*Input:*

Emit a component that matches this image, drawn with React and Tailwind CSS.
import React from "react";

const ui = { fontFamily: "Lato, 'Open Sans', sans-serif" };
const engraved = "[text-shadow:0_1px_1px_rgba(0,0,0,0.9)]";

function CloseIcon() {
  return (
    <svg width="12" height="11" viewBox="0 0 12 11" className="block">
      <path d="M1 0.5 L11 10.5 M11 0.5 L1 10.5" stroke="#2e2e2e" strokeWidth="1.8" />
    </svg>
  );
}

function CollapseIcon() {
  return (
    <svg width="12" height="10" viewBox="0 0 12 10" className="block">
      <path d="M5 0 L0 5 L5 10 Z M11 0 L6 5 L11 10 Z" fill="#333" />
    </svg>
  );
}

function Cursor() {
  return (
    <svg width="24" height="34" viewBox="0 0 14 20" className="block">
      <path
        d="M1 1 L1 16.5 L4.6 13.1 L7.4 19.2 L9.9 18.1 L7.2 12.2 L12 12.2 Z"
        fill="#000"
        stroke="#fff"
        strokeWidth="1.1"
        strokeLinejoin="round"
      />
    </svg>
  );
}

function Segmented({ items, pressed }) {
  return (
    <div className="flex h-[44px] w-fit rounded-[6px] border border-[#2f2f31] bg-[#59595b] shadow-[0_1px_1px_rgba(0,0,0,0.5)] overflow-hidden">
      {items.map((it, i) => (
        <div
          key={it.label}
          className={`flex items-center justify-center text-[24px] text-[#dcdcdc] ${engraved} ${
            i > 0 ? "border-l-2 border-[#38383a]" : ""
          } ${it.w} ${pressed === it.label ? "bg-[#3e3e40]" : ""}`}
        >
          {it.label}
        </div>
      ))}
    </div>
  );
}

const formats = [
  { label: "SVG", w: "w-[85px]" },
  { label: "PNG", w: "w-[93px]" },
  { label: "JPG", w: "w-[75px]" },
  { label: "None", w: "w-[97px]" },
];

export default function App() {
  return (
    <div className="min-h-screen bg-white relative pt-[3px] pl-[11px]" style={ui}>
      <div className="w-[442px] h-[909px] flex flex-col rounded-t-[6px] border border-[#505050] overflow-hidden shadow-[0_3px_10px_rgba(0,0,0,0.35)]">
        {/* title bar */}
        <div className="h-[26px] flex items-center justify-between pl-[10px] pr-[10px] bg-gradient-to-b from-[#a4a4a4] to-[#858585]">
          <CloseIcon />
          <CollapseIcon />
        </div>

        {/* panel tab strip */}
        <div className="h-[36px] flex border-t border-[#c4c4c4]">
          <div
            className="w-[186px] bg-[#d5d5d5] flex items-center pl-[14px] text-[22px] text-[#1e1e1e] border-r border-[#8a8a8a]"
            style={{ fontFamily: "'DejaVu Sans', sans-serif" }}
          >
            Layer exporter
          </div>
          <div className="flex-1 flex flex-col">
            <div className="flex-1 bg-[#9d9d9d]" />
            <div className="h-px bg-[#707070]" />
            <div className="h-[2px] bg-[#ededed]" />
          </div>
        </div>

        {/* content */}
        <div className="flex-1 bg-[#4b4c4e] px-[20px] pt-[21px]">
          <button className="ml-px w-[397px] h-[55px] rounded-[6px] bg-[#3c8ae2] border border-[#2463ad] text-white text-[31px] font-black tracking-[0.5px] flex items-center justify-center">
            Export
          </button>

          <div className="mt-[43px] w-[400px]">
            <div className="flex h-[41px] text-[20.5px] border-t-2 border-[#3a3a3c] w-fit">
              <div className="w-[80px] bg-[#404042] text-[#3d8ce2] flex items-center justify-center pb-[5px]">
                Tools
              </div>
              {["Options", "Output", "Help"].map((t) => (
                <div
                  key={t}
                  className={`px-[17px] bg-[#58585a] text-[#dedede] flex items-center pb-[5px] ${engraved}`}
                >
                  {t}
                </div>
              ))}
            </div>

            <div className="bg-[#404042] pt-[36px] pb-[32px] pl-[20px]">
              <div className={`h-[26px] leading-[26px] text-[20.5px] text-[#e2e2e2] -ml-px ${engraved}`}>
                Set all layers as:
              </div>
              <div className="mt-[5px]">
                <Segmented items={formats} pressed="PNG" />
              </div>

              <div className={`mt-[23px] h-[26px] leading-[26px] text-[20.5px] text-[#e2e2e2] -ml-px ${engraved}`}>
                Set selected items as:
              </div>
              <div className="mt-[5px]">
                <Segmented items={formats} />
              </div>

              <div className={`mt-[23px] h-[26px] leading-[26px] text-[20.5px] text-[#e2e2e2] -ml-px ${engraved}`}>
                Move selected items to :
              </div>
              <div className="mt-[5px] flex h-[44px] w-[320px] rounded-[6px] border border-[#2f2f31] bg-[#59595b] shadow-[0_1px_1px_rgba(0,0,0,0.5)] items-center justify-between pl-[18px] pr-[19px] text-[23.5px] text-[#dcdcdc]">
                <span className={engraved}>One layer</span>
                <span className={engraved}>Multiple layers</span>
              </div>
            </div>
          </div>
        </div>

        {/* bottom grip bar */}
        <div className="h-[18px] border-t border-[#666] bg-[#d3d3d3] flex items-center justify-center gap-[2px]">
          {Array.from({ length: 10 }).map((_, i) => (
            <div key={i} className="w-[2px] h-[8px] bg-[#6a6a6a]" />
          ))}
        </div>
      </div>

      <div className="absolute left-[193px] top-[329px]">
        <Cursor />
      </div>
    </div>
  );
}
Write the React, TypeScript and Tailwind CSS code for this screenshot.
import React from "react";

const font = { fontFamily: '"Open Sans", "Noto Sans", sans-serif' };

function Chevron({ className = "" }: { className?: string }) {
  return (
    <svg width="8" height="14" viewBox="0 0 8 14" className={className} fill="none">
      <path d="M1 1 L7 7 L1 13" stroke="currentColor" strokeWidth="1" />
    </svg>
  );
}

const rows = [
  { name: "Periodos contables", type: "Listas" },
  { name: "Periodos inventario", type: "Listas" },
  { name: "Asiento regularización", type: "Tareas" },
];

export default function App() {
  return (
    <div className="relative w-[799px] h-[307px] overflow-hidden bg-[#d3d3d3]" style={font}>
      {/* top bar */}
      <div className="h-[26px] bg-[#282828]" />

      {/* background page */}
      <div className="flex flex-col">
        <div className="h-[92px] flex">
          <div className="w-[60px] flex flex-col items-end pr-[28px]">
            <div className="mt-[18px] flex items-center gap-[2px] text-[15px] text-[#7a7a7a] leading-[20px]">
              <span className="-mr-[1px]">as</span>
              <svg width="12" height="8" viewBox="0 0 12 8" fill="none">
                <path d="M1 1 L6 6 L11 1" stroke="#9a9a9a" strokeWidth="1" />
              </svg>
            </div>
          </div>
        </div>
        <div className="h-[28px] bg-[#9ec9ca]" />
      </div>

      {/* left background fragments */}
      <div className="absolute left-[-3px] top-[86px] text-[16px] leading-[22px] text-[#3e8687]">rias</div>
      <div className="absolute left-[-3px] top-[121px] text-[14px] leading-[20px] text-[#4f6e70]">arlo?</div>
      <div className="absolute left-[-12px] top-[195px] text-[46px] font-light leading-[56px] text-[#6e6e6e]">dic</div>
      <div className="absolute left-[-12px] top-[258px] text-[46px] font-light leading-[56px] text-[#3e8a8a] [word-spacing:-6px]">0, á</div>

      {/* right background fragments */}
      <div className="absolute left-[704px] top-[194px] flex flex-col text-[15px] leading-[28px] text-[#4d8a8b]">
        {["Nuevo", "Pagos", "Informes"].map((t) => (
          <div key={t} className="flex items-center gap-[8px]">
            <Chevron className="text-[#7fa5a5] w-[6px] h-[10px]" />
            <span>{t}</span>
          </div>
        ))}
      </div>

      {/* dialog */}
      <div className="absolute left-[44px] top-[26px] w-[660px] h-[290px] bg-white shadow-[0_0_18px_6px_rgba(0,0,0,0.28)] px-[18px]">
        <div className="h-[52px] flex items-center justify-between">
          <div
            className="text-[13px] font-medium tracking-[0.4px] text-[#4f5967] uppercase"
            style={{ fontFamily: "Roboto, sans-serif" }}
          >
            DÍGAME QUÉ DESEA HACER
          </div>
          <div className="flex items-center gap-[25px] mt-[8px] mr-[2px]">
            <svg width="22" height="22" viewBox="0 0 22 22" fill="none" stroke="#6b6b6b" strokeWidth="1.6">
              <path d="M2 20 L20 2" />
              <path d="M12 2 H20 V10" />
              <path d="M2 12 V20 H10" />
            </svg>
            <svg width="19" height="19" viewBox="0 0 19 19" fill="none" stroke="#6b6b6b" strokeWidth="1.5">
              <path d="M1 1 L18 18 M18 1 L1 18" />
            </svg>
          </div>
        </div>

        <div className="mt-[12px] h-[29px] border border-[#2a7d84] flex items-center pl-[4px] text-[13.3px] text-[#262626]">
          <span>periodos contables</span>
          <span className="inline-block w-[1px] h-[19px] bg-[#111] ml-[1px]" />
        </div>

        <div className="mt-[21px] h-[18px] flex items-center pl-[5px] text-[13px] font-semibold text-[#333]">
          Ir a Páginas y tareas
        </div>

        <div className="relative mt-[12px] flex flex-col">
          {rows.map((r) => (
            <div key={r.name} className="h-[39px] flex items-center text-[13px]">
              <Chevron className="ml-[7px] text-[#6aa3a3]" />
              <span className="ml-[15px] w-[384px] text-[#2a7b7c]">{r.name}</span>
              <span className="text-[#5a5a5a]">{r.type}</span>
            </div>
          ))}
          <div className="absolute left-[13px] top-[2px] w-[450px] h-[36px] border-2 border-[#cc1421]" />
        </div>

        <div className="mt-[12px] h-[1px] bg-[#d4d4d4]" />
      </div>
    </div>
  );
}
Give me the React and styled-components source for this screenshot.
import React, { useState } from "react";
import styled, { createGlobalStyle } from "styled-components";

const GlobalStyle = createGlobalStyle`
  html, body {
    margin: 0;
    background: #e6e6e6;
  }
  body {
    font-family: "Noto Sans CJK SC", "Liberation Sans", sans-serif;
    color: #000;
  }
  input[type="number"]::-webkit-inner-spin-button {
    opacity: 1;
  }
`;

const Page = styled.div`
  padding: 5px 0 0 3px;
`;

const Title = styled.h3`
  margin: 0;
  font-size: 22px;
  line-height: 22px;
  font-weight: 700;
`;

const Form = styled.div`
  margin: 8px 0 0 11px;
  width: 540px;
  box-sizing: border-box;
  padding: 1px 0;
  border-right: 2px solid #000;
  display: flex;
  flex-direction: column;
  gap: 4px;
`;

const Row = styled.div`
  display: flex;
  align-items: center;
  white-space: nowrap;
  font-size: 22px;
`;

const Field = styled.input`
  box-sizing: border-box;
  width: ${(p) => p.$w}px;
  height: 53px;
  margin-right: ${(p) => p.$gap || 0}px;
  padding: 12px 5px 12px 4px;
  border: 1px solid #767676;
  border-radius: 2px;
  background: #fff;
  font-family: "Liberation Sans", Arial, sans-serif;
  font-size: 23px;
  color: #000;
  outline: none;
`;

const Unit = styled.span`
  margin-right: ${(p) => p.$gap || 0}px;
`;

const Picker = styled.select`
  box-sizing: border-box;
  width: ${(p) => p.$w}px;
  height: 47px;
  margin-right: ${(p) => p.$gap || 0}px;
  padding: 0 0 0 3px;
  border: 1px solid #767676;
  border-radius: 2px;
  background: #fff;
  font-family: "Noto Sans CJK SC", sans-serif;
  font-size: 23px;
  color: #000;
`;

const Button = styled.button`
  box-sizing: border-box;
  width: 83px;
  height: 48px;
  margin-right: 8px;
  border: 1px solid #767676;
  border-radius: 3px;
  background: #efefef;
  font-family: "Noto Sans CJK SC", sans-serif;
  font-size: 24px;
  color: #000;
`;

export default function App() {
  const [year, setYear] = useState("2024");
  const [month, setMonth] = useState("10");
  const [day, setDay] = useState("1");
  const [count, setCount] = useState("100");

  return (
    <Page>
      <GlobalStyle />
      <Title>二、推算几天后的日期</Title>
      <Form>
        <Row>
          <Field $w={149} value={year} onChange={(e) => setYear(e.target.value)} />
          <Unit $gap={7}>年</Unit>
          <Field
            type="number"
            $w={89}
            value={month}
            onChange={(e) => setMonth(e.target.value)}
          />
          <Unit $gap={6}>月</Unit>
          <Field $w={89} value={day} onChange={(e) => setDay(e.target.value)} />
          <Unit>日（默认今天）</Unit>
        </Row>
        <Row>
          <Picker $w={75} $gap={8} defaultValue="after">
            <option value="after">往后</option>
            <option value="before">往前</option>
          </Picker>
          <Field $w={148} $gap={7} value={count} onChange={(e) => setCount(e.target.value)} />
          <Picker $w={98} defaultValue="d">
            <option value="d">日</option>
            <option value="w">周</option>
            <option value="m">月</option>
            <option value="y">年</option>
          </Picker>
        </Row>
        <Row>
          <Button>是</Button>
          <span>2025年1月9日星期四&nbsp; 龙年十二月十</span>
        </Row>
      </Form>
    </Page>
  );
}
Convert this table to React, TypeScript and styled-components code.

*Stated goal:* Single out each line of the records above with the string "code" in it, and copy it.

*The output:*
Write the React, TypeScript and Tailwind CSS code for this screenshot.
Convert this table to React, TypeScript and styled-components code.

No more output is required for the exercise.